**To do**: Write the data out again, character for character, with no images.

**Data segment**:
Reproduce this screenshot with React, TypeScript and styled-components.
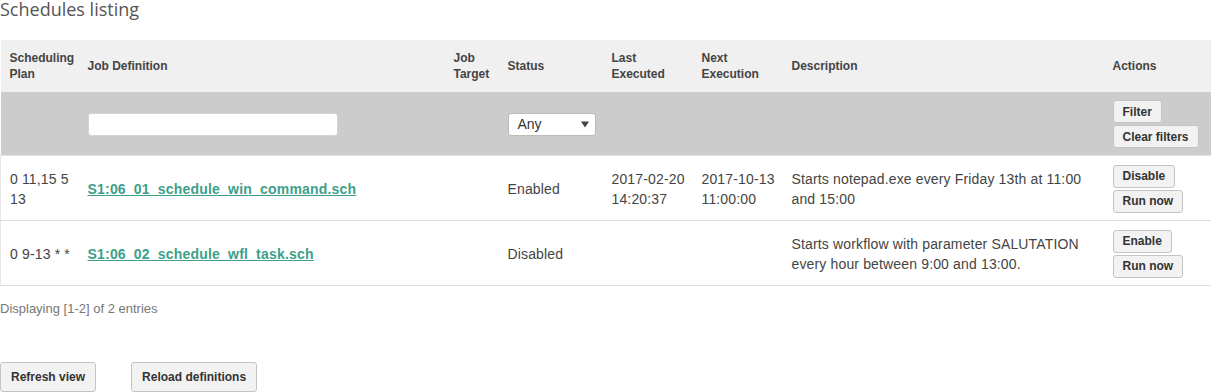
import React from "react";
import styled, { createGlobalStyle } from "styled-components";

const GlobalStyle = createGlobalStyle`
  body {
    margin: 0;
    background: #fff;
    font-family: "Liberation Sans", Arial, sans-serif;
    color: #444;
  }
`;

interface Schedule {
  plan: string;
  job: string;
  target: string;
  status: string;
  last: string[];
  next: string[];
  description: string;
  toggle: string;
}

const schedules: Schedule[] = [
  {
    plan: "0 11,15 5 13",
    job: "S1:06_01_schedule_win_command.sch",
    target: "",
    status: "Enabled",
    last: ["2017-02-20", "14:20:37"],
    next: ["2017-10-13", "11:00:00"],
    description: "Starts notepad.exe every Friday 13th at 11:00 and 15:00",
    toggle: "Disable",
  },
  {
    plan: "0 9-13 * *",
    job: "S1:06_02_schedule_wfl_task.sch",
    target: "",
    status: "Disabled",
    last: [],
    next: [],
    description:
      "Starts workflow with parameter SALUTATION every hour between 9:00 and 13:00.",
    toggle: "Enable",
  },
];

const colWidths = [78, 366, 54, 104, 90, 90, 321, 108];

export default function App() {
  return (
    <>
      <GlobalStyle />
      <Page>
        <Title>Schedules listing</Title>
        <Table>
          <colgroup>
            {colWidths.map((w, i) => (
              <col key={i} style={{ width: w }} />
            ))}
          </colgroup>
          <thead>
            <HeadRow>
              <Th>Scheduling Plan</Th>
              <Th>Job Definition</Th>
              <Th>Job Target</Th>
              <Th>Status</Th>
              <Th>Last Executed</Th>
              <Th>Next Execution</Th>
              <Th>Description</Th>
              <Th>Actions</Th>
            </HeadRow>
            <FilterRow>
              <FilterCell />
              <FilterCell>
                <TextInput type="text" />
              </FilterCell>
              <FilterCell />
              <FilterCell>
                <Select>
                  <span>Any</span>
                  <Caret viewBox="0 0 8 8">
                    <path d="M0 1.5h8L4 7.5z" fill="#444" />
                  </Caret>
                </Select>
              </FilterCell>
              <FilterCell />
              <FilterCell />
              <FilterCell />
              <FilterCell>
                <ButtonStack>
                  <SmallButton>Filter</SmallButton>
                  <SmallButton>Clear filters</SmallButton>
                </ButtonStack>
              </FilterCell>
            </FilterRow>
          </thead>
          <tbody>
            {schedules.map((s) => (
              <BodyRow key={s.job}>
                <Td>{s.plan}</Td>
                <Td>
                  <JobLink href="#">{s.job}</JobLink>
                </Td>
                <Td>{s.target}</Td>
                <Td>{s.status}</Td>
                <Td>
                  {s.last.map((l) => (
                    <div key={l}>{l}</div>
                  ))}
                </Td>
                <Td>
                  {s.next.map((l) => (
                    <div key={l}>{l}</div>
                  ))}
                </Td>
                <Td>{s.description}</Td>
                <Td>
                  <ButtonStack>
                    <SmallButton>{s.toggle}</SmallButton>
                    <SmallButton>Run now</SmallButton>
                  </ButtonStack>
                </Td>
              </BodyRow>
            ))}
          </tbody>
        </Table>
        <Summary>Displaying [1-2] of 2 entries</Summary>
        <Footer>
          <BigButton>Refresh view</BigButton>
          <BigButton>Reload definitions</BigButton>
        </Footer>
      </Page>
    </>
  );
}

const Page = styled.div`
  width: 1211px;
`;

const Title = styled.h2`
  margin: 0;
  height: 40px;
  font-family: "Open Sans", sans-serif;
  font-weight: 400;
  font-size: 18px;
  line-height: 18px;
  color: #555;
`;

const Table = styled.table`
  width: 1211px;
  table-layout: fixed;
  border-collapse: collapse;
`;

const HeadRow = styled.tr`
  background: #f0f0f0;
  height: 52px;
`;

const Th = styled.th`
  text-align: left;
  vertical-align: middle;
  font-size: 12px;
  line-height: 16px;
  font-weight: bold;
  color: #444;
  padding: 0 4px 0 9px;
`;

const FilterRow = styled.tr`
  background: #cccccc;
  height: 63px;
  border-bottom: 1px solid #e2e2e2;
`;

const FilterCell = styled.td`
  padding: 2px 4px 0 9px;
  vertical-align: middle;
`;

const TextInput = styled.input`
  box-sizing: border-box;
  display: block;
  width: 250px;
  height: 23px;
  border: 1px solid #d4d4d4;
  border-radius: 3px;
  background: #fff;
  outline: none;
`;

const Select = styled.div`
  box-sizing: border-box;
  width: 88px;
  height: 23px;
  display: flex;
  align-items: center;
  justify-content: space-between;
  padding: 0 6px 0 9px;
  border: 1px solid #bbb;
  border-radius: 3px;
  background: #fff;
  font-size: 14px;
  color: #333;
`;

const Caret = styled.svg`
  width: 8px;
  height: 8px;
`;

const BodyRow = styled.tr`
  height: 65px;
  border-bottom: 1px solid #dddddd;
  border-left: 1px solid #e6e6e6;
  border-right: 1px solid #e6e6e6;
`;

const Td = styled.td`
  padding: 2px 4px 0 9px;
  vertical-align: middle;
  font-size: 14px;
  line-height: 20px;
  letter-spacing: 0.15px;
  color: #444;
`;

const JobLink = styled.a`
  color: #3d9f89;
  font-weight: bold;
  letter-spacing: 0.2px;
  text-decoration: underline;
`;

const ButtonStack = styled.div`
  display: flex;
  flex-direction: column;
  align-items: flex-start;
  gap: 2px;
`;

const SmallButton = styled.button`
  box-sizing: border-box;
  height: 23px;
  padding: 0 9px;
  font-family: "Liberation Sans", Arial, sans-serif;
  font-size: 12px;
  font-weight: bold;
  color: #333;
  background: #f2f2f2;
  border: 1px solid #c4c4c4;
  border-radius: 3px;
`;

const Summary = styled.div`
  margin-top: 15px;
  font-size: 13px;
  line-height: 16px;
  color: #777;
`;

const Footer = styled.div`
  margin-top: 45px;
  display: flex;
  gap: 35px;
`;

const BigButton = styled.button`
  box-sizing: border-box;
  height: 30px;
  padding: 0 10px;
  font-family: "Liberation Sans", Arial, sans-serif;
  font-size: 12px;
  font-weight: bold;
  color: #333;
  background: #f2f2f2;
  border: 1px solid #c4c4c4;
  border-radius: 3px;
`;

**Complete output**:
Reproduce this screenshot with React, TypeScript and styled-components.
import React from "react";
import styled, { createGlobalStyle } from "styled-components";

const GlobalStyle = createGlobalStyle`
  body {
    margin: 0;
    background: #fff;
    font-family: "Liberation Sans", Arial, sans-serif;
    color: #444;
  }
`;

interface Schedule {
  plan: string;
  job: string;
  target: string;
  status: string;
  last: string[];
  next: string[];
  description: string;
  toggle: string;
}

const schedules: Schedule[] = [
  {
    plan: "0 11,15 5 13",
    job: "S1:06_01_schedule_win_command.sch",
    target: "",
    status: "Enabled",
    last: ["2017-02-20", "14:20:37"],
    next: ["2017-10-13", "11:00:00"],
    description: "Starts notepad.exe every Friday 13th at 11:00 and 15:00",
    toggle: "Disable",
  },
  {
    plan: "0 9-13 * *",
    job: "S1:06_02_schedule_wfl_task.sch",
    target: "",
    status: "Disabled",
    last: [],
    next: [],
    description:
      "Starts workflow with parameter SALUTATION every hour between 9:00 and 13:00.",
    toggle: "Enable",
  },
];

const colWidths = [78, 366, 54, 104, 90, 90, 321, 108];

export default function App() {
  return (
    <>
      <GlobalStyle />
      <Page>
        <Title>Schedules listing</Title>
        <Table>
          <colgroup>
            {colWidths.map((w, i) => (
              <col key={i} style={{ width: w }} />
            ))}
          </colgroup>
          <thead>
            <HeadRow>
              <Th>Scheduling Plan</Th>
              <Th>Job Definition</Th>
              <Th>Job Target</Th>
              <Th>Status</Th>
              <Th>Last Executed</Th>
              <Th>Next Execution</Th>
              <Th>Description</Th>
              <Th>Actions</Th>
            </HeadRow>
            <FilterRow>
              <FilterCell />
              <FilterCell>
                <TextInput type="text" />
              </FilterCell>
              <FilterCell />
              <FilterCell>
                <Select>
                  <span>Any</span>
                  <Caret viewBox="0 0 8 8">
                    <path d="M0 1.5h8L4 7.5z" fill="#444" />
                  </Caret>
                </Select>
              </FilterCell>
              <FilterCell />
              <FilterCell />
              <FilterCell />
              <FilterCell>
                <ButtonStack>
                  <SmallButton>Filter</SmallButton>
                  <SmallButton>Clear filters</SmallButton>
                </ButtonStack>
              </FilterCell>
            </FilterRow>
          </thead>
          <tbody>
            {schedules.map((s) => (
              <BodyRow key={s.job}>
                <Td>{s.plan}</Td>
                <Td>
                  <JobLink href="#">{s.job}</JobLink>
                </Td>
                <Td>{s.target}</Td>
                <Td>{s.status}</Td>
                <Td>
                  {s.last.map((l) => (
                    <div key={l}>{l}</div>
                  ))}
                </Td>
                <Td>
                  {s.next.map((l) => (
                    <div key={l}>{l}</div>
                  ))}
                </Td>
                <Td>{s.description}</Td>
                <Td>
                  <ButtonStack>
                    <SmallButton>{s.toggle}</SmallButton>
                    <SmallButton>Run now</SmallButton>
                  </ButtonStack>
                </Td>
              </BodyRow>
            ))}
          </tbody>
        </Table>
        <Summary>Displaying [1-2] of 2 entries</Summary>
        <Footer>
          <BigButton>Refresh view</BigButton>
          <BigButton>Reload definitions</BigButton>
        </Footer>
      </Page>
    </>
  );
}

const Page = styled.div`
  width: 1211px;
`;

const Title = styled.h2`
  margin: 0;
  height: 40px;
  font-family: "Open Sans", sans-serif;
  font-weight: 400;
  font-size: 18px;
  line-height: 18px;
  color: #555;
`;

const Table = styled.table`
  width: 1211px;
  table-layout: fixed;
  border-collapse: collapse;
`;

const HeadRow = styled.tr`
  background: #f0f0f0;
  height: 52px;
`;

const Th = styled.th`
  text-align: left;
  vertical-align: middle;
  font-size: 12px;
  line-height: 16px;
  font-weight: bold;
  color: #444;
  padding: 0 4px 0 9px;
`;

const FilterRow = styled.tr`
  background: #cccccc;
  height: 63px;
  border-bottom: 1px solid #e2e2e2;
`;

const FilterCell = styled.td`
  padding: 2px 4px 0 9px;
  vertical-align: middle;
`;

const TextInput = styled.input`
  box-sizing: border-box;
  display: block;
  width: 250px;
  height: 23px;
  border: 1px solid #d4d4d4;
  border-radius: 3px;
  background: #fff;
  outline: none;
`;

const Select = styled.div`
  box-sizing: border-box;
  width: 88px;
  height: 23px;
  display: flex;
  align-items: center;
  justify-content: space-between;
  padding: 0 6px 0 9px;
  border: 1px solid #bbb;
  border-radius: 3px;
  background: #fff;
  font-size: 14px;
  color: #333;
`;

const Caret = styled.svg`
  width: 8px;
  height: 8px;
`;

const BodyRow = styled.tr`
  height: 65px;
  border-bottom: 1px solid #dddddd;
  border-left: 1px solid #e6e6e6;
  border-right: 1px solid #e6e6e6;
`;

const Td = styled.td`
  padding: 2px 4px 0 9px;
  vertical-align: middle;
  font-size: 14px;
  line-height: 20px;
  letter-spacing: 0.15px;
  color: #444;
`;

const JobLink = styled.a`
  color: #3d9f89;
  font-weight: bold;
  letter-spacing: 0.2px;
  text-decoration: underline;
`;

const ButtonStack = styled.div`
  display: flex;
  flex-direction: column;
  align-items: flex-start;
  gap: 2px;
`;

const SmallButton = styled.button`
  box-sizing: border-box;
  height: 23px;
  padding: 0 9px;
  font-family: "Liberation Sans", Arial, sans-serif;
  font-size: 12px;
  font-weight: bold;
  color: #333;
  background: #f2f2f2;
  border: 1px solid #c4c4c4;
  border-radius: 3px;
`;

const Summary = styled.div`
  margin-top: 15px;
  font-size: 13px;
  line-height: 16px;
  color: #777;
`;

const Footer = styled.div`
  margin-top: 45px;
  display: flex;
  gap: 35px;
`;

const BigButton = styled.button`
  box-sizing: border-box;
  height: 30px;
  padding: 0 10px;
  font-family: "Liberation Sans", Arial, sans-serif;
  font-size: 12px;
  font-weight: bold;
  color: #333;
  background: #f2f2f2;
  border: 1px solid #c4c4c4;
  border-radius: 3px;
`;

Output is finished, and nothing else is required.